- Stated exercise: For each line in the data below that holds "React", return a copy.

- Information shown:
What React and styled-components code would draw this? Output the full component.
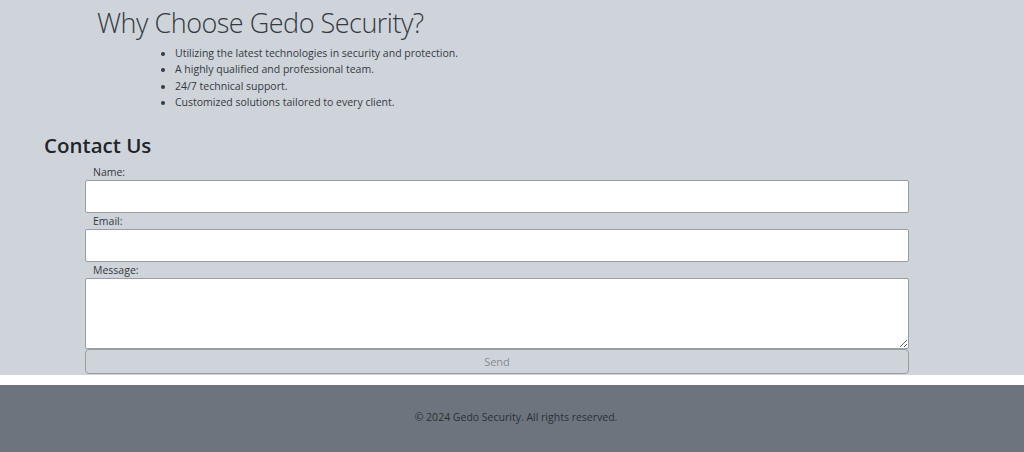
import React from 'react';
import styled, { createGlobalStyle } from 'styled-components';

const GlobalStyle = createGlobalStyle`
  html, body {
    margin: 0;
    padding: 0;
    background: #ffffff;
    font-family: "Open Sans", "Noto Sans", sans-serif;
    color: #212529;
  }
  * { box-sizing: border-box; }
`;

const Main = styled.main`
  background: #cfd4db;
  padding: 6px 115px 0 44px;
  height: 375px;
`;

const About = styled.section`
  padding-left: 53px;
`;

const Title = styled.h2`
  margin: 0;
  font-size: 27px;
  font-weight: 300;
  letter-spacing: -0.5px;
  line-height: 33px;
  color: #343a40;
`;

const List = styled.ul`
  margin: 6px 0 0;
  padding-left: 78px;
  font-size: 10.5px;
  line-height: 16.3px;
  color: #343a40;
`;

const Contact = styled.section`
  margin-top: 22px;
`;

const ContactTitle = styled.h3`
  margin: 0;
  font-size: 20.5px;
  font-weight: 600;
  line-height: 26px;
  color: #212529;
`;

const Form = styled.form`
  margin-left: 41px;
  margin-top: 6px;
  display: flex;
  flex-direction: column;
`;

const Label = styled.label`
  padding-left: 8px;
  font-size: 10.5px;
  line-height: 16px;
  color: #343a40;
`;

const Input = styled.input`
  height: 33px;
  border: 1px solid #9a9ea3;
  border-radius: 2px;
  background: #ffffff;
  font: inherit;
`;

const TextArea = styled.textarea`
  height: 71px;
  border: 1px solid #9a9ea3;
  border-radius: 2px;
  background: #ffffff;
  font: inherit;
  resize: vertical;
  display: block;
`;

const Button = styled.button`
  height: 25px;
  border: 1px solid #9a9ea3;
  border-radius: 4px;
  background: #cfd4db;
  color: #868b90;
  font-family: inherit;
  font-size: 11px;
`;

const Footer = styled.footer`
  margin-top: 10px;
  height: 67px;
  background: #6c757d;
  display: flex;
  align-items: center;
  justify-content: center;
  padding: 0 0 4px 8px;
  font-size: 10.5px;
  color: #2b3035;
`;

export default function App() {
  return (
    <>
      <GlobalStyle />
      <Main>
        <About>
          <Title>Why Choose Gedo Security?</Title>
          <List>
            <li>Utilizing the latest technologies in security and protection.</li>
            <li>A highly qualified and professional team.</li>
            <li>24/7 technical support.</li>
            <li>Customized solutions tailored to every client.</li>
          </List>
        </About>
        <Contact>
          <ContactTitle>Contact Us</ContactTitle>
          <Form onSubmit={e => e.preventDefault()}>
            <Label htmlFor="name">Name:</Label>
            <Input id="name" type="text" />
            <Label htmlFor="email">Email:</Label>
            <Input id="email" type="email" />
            <Label htmlFor="message">Message:</Label>
            <TextArea id="message" />
            <Button type="submit">Send</Button>
          </Form>
        </Contact>
      </Main>
      <Footer>© 2024 Gedo Security. All rights reserved.</Footer>
    </>
  );
}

- Task output:
What React and styled-components code would draw this? Output the full component.
import React from 'react';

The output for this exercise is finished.